The obvious expense to using a law firm or filing service is the additional costs involved in employing the same. The benefits, however, typically far outweigh the burden of the costs insofar as a skilled firm can not only reduce or minimize the costs involved as referenced above but also retain invaluable experience in what can be a complex system to garner a U.S. Trademark Registration.

Often the cost of the legal services are fully offset by the firm or company’s ability to have an applicant’s application filed in the TEAS PLUS system versus the TEAS system, reducing the number of classes filed for, and even working with the applicant to determine whether an application may be filed as a use-based application versus an intent-to-use or otherwise.

Moreover, as the USPTO’s filing fees are non-refundable most consumers prefer the added confidence of knowing that their application is being prepared and prosecuted by a seasoned professional.

Summary

In conclusion, there is much to know about the costs involved in filing for a trademark. Whether it is that the costs involved are dependent upon the filing system used, the number of classes filed for, or whether the application is filed once use has begun or not will all affect the price of your trademark application.
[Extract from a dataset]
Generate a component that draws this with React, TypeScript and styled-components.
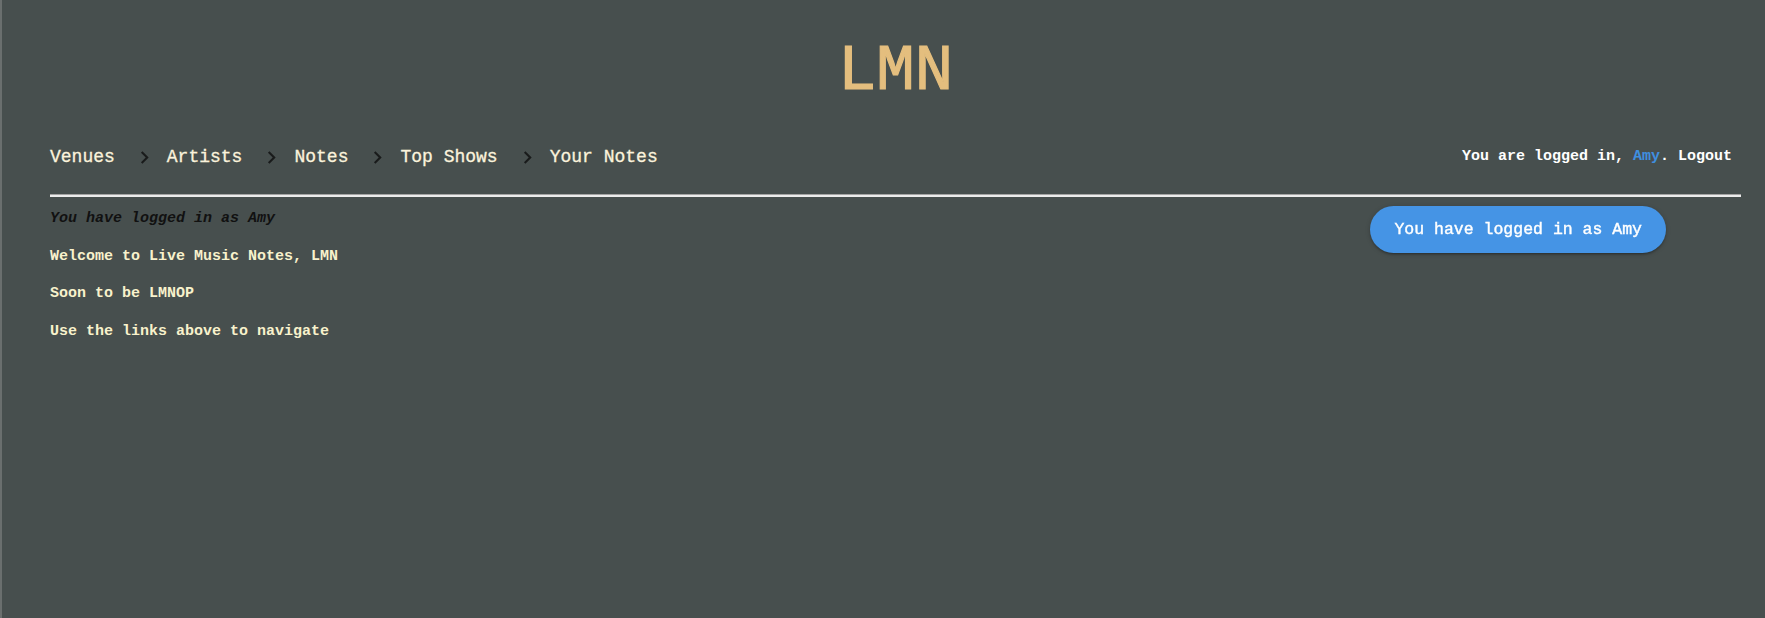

Additionally, most consumers prefer to rely upon the experience of seasoned professional to sort through the filing costs, reduce filing fees whenever possible, and advise them as to the availability of their mark prior to incurring non-refundable filing fees.

Without assistance, the cost for a U.S. Trademark Registration can be as low as $275 for a one-class mark filed using the TEAS PLUS system. However, if the applicant does not satisfy all of the requirements of the TEAS PLUS system additional fees will apply.

In the alternative, applicants may seek to assistance from an experienced law firm to assist in the registration process. In that case they should expect the lowest cost to be in the nature of $424 for a One-Class Mark filed using the TEAS PLUS system ($275 for the USPTO filing fee, $149 for the law firm’s services).